-- START --
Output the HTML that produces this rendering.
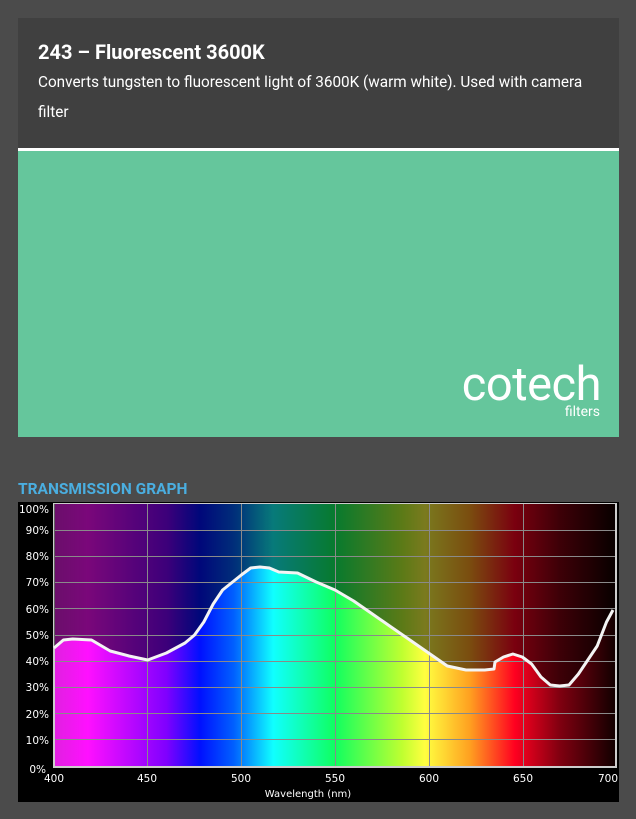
<!DOCTYPE html>
<html><head><meta charset="utf-8"><style>
html,body{margin:0;padding:0;background:#4b4b4b;width:636px;height:819px;overflow:hidden;font-family:Roboto,"Liberation Sans",sans-serif}
.card{position:absolute;left:18px;top:18px;width:601px;height:130px;background:#404040}
.card h1{margin:0;position:absolute;left:20px;top:22px;font-size:20px;font-weight:bold;color:#fff}
.card p{margin:0;position:absolute;left:20px;top:49px;width:545px;font-size:15.3px;line-height:30px;color:#fff}
.line{position:absolute;left:18px;top:148px;width:601px;height:3px;background:#fff}
.green{position:absolute;left:18px;top:151px;width:601px;height:286px;background:#65c69c}
.logo{position:absolute;right:18px;top:206px;color:#fff;font-size:47px;letter-spacing:-0.5px;font-weight:normal}
.filt{position:absolute;right:19px;top:253px;color:#fff;font-size:14px}
.tg{position:absolute;left:18px;top:480px;color:#4aaee0;font-weight:bold;font-size:15.5px}
</style></head><body>
<div class="card"><h1>243 – Fluorescent 3600K</h1><p>Converts tungsten to fluorescent light of 3600K (warm white). Used with camera filter</p></div>
<div class="line"></div>
<div class="green"><div class="logo">cotech</div><div class="filt">filters</div></div>
<div class="tg">TRANSMISSION GRAPH</div>
<svg width="636" height="819" style="position:absolute;left:0;top:0" xmlns="http://www.w3.org/2000/svg">
<defs><linearGradient id="sp" x1="54" x2="616" y1="0" y2="0" gradientUnits="userSpaceOnUse">
<stop offset="0" stop-color="#e020e0"/><stop offset="0.06" stop-color="#ff10ff"/><stop offset="0.2" stop-color="#8000ff"/><stop offset="0.26" stop-color="#0010ff"/><stop offset="0.32" stop-color="#0060ff"/><stop offset="0.39" stop-color="#10ffff"/><stop offset="0.5" stop-color="#10ff60"/><stop offset="0.62" stop-color="#c0ff30"/><stop offset="0.66" stop-color="#ffff40"/><stop offset="0.74" stop-color="#ffa020"/><stop offset="0.82" stop-color="#ff0020"/><stop offset="0.9" stop-color="#800010"/><stop offset="1" stop-color="#100000"/></linearGradient></defs>
<rect x="18" y="502" width="601" height="300" fill="#000"/>
<rect x="53" y="503" width="564" height="265" fill="#ccc"/>
<rect x="55" y="504" width="560" height="262" fill="url(#sp)"/>
<path d="M54,504 L54,648 L63.4,640 L72.7,639 L91.5,640 L110.2,651 L129,656 L147.7,660 L166.4,653 L185,643 L194.5,635 L203.8,622 L213.2,604 L222.6,590 L241.3,575 L250.7,568 L260,567 L269.4,568 L278.8,572 L297.5,573 L316.2,582 L335,590 L353.7,601 L372.4,614 L391.1,627 L409.9,640 L428.6,653 L447.3,666 L466,670 L484.8,670 L494,669 L495,662 L503.5,657 L512.9,654 L522.3,657 L531.6,664 L541,677 L550.3,685 L559.7,686 L569,685 L578.4,674 L597.2,646 L606.5,622 L615,610 L615,504 Z" fill="#000" opacity="0.52"/>
<g stroke="#8a8a8a" stroke-width="1">
<line x1="55" x2="615" y1="530.5" y2="530.5"/><line x1="55" x2="615" y1="556.5" y2="556.5"/><line x1="55" x2="615" y1="582.5" y2="582.5"/><line x1="55" x2="615" y1="608.5" y2="608.5"/><line x1="55" x2="615" y1="635.5" y2="635.5"/><line x1="55" x2="615" y1="661.5" y2="661.5"/><line x1="55" x2="615" y1="687.5" y2="687.5"/><line x1="55" x2="615" y1="713.5" y2="713.5"/><line x1="55" x2="615" y1="739.5" y2="739.5"/>
<line y1="504" y2="766" x1="147.5" x2="147.5"/><line y1="504" y2="766" x1="241.5" x2="241.5"/><line y1="504" y2="766" x1="335.5" x2="335.5"/><line y1="504" y2="766" x1="429.5" x2="429.5"/><line y1="504" y2="766" x1="523.5" x2="523.5"/>
</g>
<polyline fill="none" stroke="#f4f4f4" stroke-width="3" stroke-linejoin="round" points="54,648 63.4,640 72.7,639 91.5,640 110.2,651 129,656 147.7,660 166.4,653 185,643 194.5,635 203.8,622 213.2,604 222.6,590 241.3,575 250.7,568 260,567 269.4,568 278.8,572 297.5,573 316.2,582 335,590 353.7,601 372.4,614 391.1,627 409.9,640 428.6,653 447.3,666 466,670 484.8,670 494,669 495,662 503.5,657 512.9,654 522.3,657 531.6,664 541,677 550.3,685 559.7,686 569,685 578.4,674 597.2,646 606.5,622 613,610"/>
<g fill="#fff" font-family="DejaVu Sans,sans-serif" font-size="10.5">
<g text-anchor="end"><text x="49" y="513">100%</text><text x="49" y="534">90%</text><text x="49" y="560">80%</text><text x="49" y="586">70%</text><text x="49" y="613">60%</text><text x="49" y="639">50%</text><text x="49" y="665">40%</text><text x="49" y="691">30%</text><text x="49" y="718">20%</text><text x="49" y="744">10%</text><text x="46" y="773">0%</text></g>
<g text-anchor="middle"><text x="54" y="782">400</text><text x="147" y="782">450</text><text x="241" y="782">500</text><text x="335" y="782">550</text><text x="429" y="782">600</text><text x="523" y="782">650</text><text x="608" y="782">700</text><text x="308" y="797" font-size="10">Wavelength (nm)</text></g>
</g>
</svg>
</body></html>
-- END --
PROBLEM TO WORK ON - Print out the material word for word, omitting the pictures.

EXERCISE RESULT -
Output the HTML that produces this rendering.
<!DOCTYPE html>
<html><head><meta charset="utf-8"><style>
html,body{margin:0;padding:0;background:#4b4b4b;width:636px;height:819px;overflow:hidden;font-family:Roboto,"Liberation Sans",sans-serif}
.card{position:absolute;left:18px;top:18px;width:601px;height:130px;background:#404040}
.card h1{margin:0;position:absolute;left:20px;top:22px;font-size:20px;font-weight:bold;color:#fff}
.card p{margin:0;position:absolute;left:20px;top:49px;width:545px;font-size:15.3px;line-height:30px;color:#fff}
.line{position:absolute;left:18px;top:148px;width:601px;height:3px;background:#fff}
.green{position:absolute;left:18px;top:151px;width:601px;height:286px;background:#65c69c}
.logo{position:absolute;right:18px;top:206px;color:#fff;font-size:47px;letter-spacing:-0.5px;font-weight:normal}
.filt{position:absolute;right:19px;top:253px;color:#fff;font-size:14px}
.tg{position:absolute;left:18px;top:480px;color:#4aaee0;font-weight:bold;font-size:15.5px}
</style></head><body>
<div class="card"><h1>243 – Fluorescent 3600K</h1><p>Converts tungsten to fluorescent light of 3600K (warm white). Used with camera filter</p></div>
<div class="line"></div>
<div class="green"><div class="logo">cotech</div><div class="filt">filters</div></div>
<div class="tg">TRANSMISSION GRAPH</div>
<svg width="636" height="819" style="position:absolute;left:0;top:0" xmlns="http://www.w3.org/2000/svg">
<defs><linearGradient id="sp" x1="54" x2="616" y1="0" y2="0" gradientUnits="userSpaceOnUse">
<stop offset="0" stop-color="#e020e0"/><stop offset="0.06" stop-color="#ff10ff"/><stop offset="0.2" stop-color="#8000ff"/><stop offset="0.26" stop-color="#0010ff"/><stop offset="0.32" stop-color="#0060ff"/><stop offset="0.39" stop-color="#10ffff"/><stop offset="0.5" stop-color="#10ff60"/><stop offset="0.62" stop-color="#c0ff30"/><stop offset="0.66" stop-color="#ffff40"/><stop offset="0.74" stop-color="#ffa020"/><stop offset="0.82" stop-color="#ff0020"/><stop offset="0.9" stop-color="#800010"/><stop offset="1" stop-color="#100000"/></linearGradient></defs>
<rect x="18" y="502" width="601" height="300" fill="#000"/>
<rect x="53" y="503" width="564" height="265" fill="#ccc"/>
<rect x="55" y="504" width="560" height="262" fill="url(#sp)"/>
<path d="M54,504 L54,648 L63.4,640 L72.7,639 L91.5,640 L110.2,651 L129,656 L147.7,660 L166.4,653 L185,643 L194.5,635 L203.8,622 L213.2,604 L222.6,590 L241.3,575 L250.7,568 L260,567 L269.4,568 L278.8,572 L297.5,573 L316.2,582 L335,590 L353.7,601 L372.4,614 L391.1,627 L409.9,640 L428.6,653 L447.3,666 L466,670 L484.8,670 L494,669 L495,662 L503.5,657 L512.9,654 L522.3,657 L531.6,664 L541,677 L550.3,685 L559.7,686 L569,685 L578.4,674 L597.2,646 L606.5,622 L615,610 L615,504 Z" fill="#000" opacity="0.52"/>
<g stroke="#8a8a8a" stroke-width="1">
<line x1="55" x2="615" y1="530.5" y2="530.5"/><line x1="55" x2="615" y1="556.5" y2="556.5"/><line x1="55" x2="615" y1="582.5" y2="582.5"/><line x1="55" x2="615" y1="608.5" y2="608.5"/><line x1="55" x2="615" y1="635.5" y2="635.5"/><line x1="55" x2="615" y1="661.5" y2="661.5"/><line x1="55" x2="615" y1="687.5" y2="687.5"/><line x1="55" x2="615" y1="713.5" y2="713.5"/><line x1="55" x2="615" y1="739.5" y2="739.5"/>
<line y1="504" y2="766" x1="147.5" x2="147.5"/><line y1="504" y2="766" x1="241.5" x2="241.5"/><line y1="504" y2="766" x1="335.5" x2="335.5"/><line y1="504" y2="766" x1="429.5" x2="429.5"/><line y1="504" y2="766" x1="523.5" x2="523.5"/>
</g>
<polyline fill="none" stroke="#f4f4f4" stroke-width="3" stroke-linejoin="round" points="54,648 63.4,640 72.7,639 91.5,640 110.2,651 129,656 147.7,660 166.4,653 185,643 194.5,635 203.8,622 213.2,604 222.6,590 241.3,575 250.7,568 260,567 269.4,568 278.8,572 297.5,573 316.2,582 335,590 353.7,601 372.4,614 391.1,627 409.9,640 428.6,653 447.3,666 466,670 484.8,670 494,669 495,662 503.5,657 512.9,654 522.3,657 531.6,664 541,677 550.3,685 559.7,686 569,685 578.4,674 597.2,646 606.5,622 613,610"/>
<g fill="#fff" font-family="DejaVu Sans,sans-serif" font-size="10.5">
<g text-anchor="end"><text x="49" y="513">100%</text><text x="49" y="534">90%</text><text x="49" y="560">80%</text><text x="49" y="586">70%</text><text x="49" y="613">60%</text><text x="49" y="639">50%</text><text x="49" y="665">40%</text><text x="49" y="691">30%</text><text x="49" y="718">20%</text><text x="49" y="744">10%</text><text x="46" y="773">0%</text></g>
<g text-anchor="middle"><text x="54" y="782">400</text><text x="147" y="782">450</text><text x="241" y="782">500</text><text x="335" y="782">550</text><text x="429" y="782">600</text><text x="523" y="782">650</text><text x="608" y="782">700</text><text x="308" y="797" font-size="10">Wavelength (nm)</text></g>
</g>
</svg>
</body></html>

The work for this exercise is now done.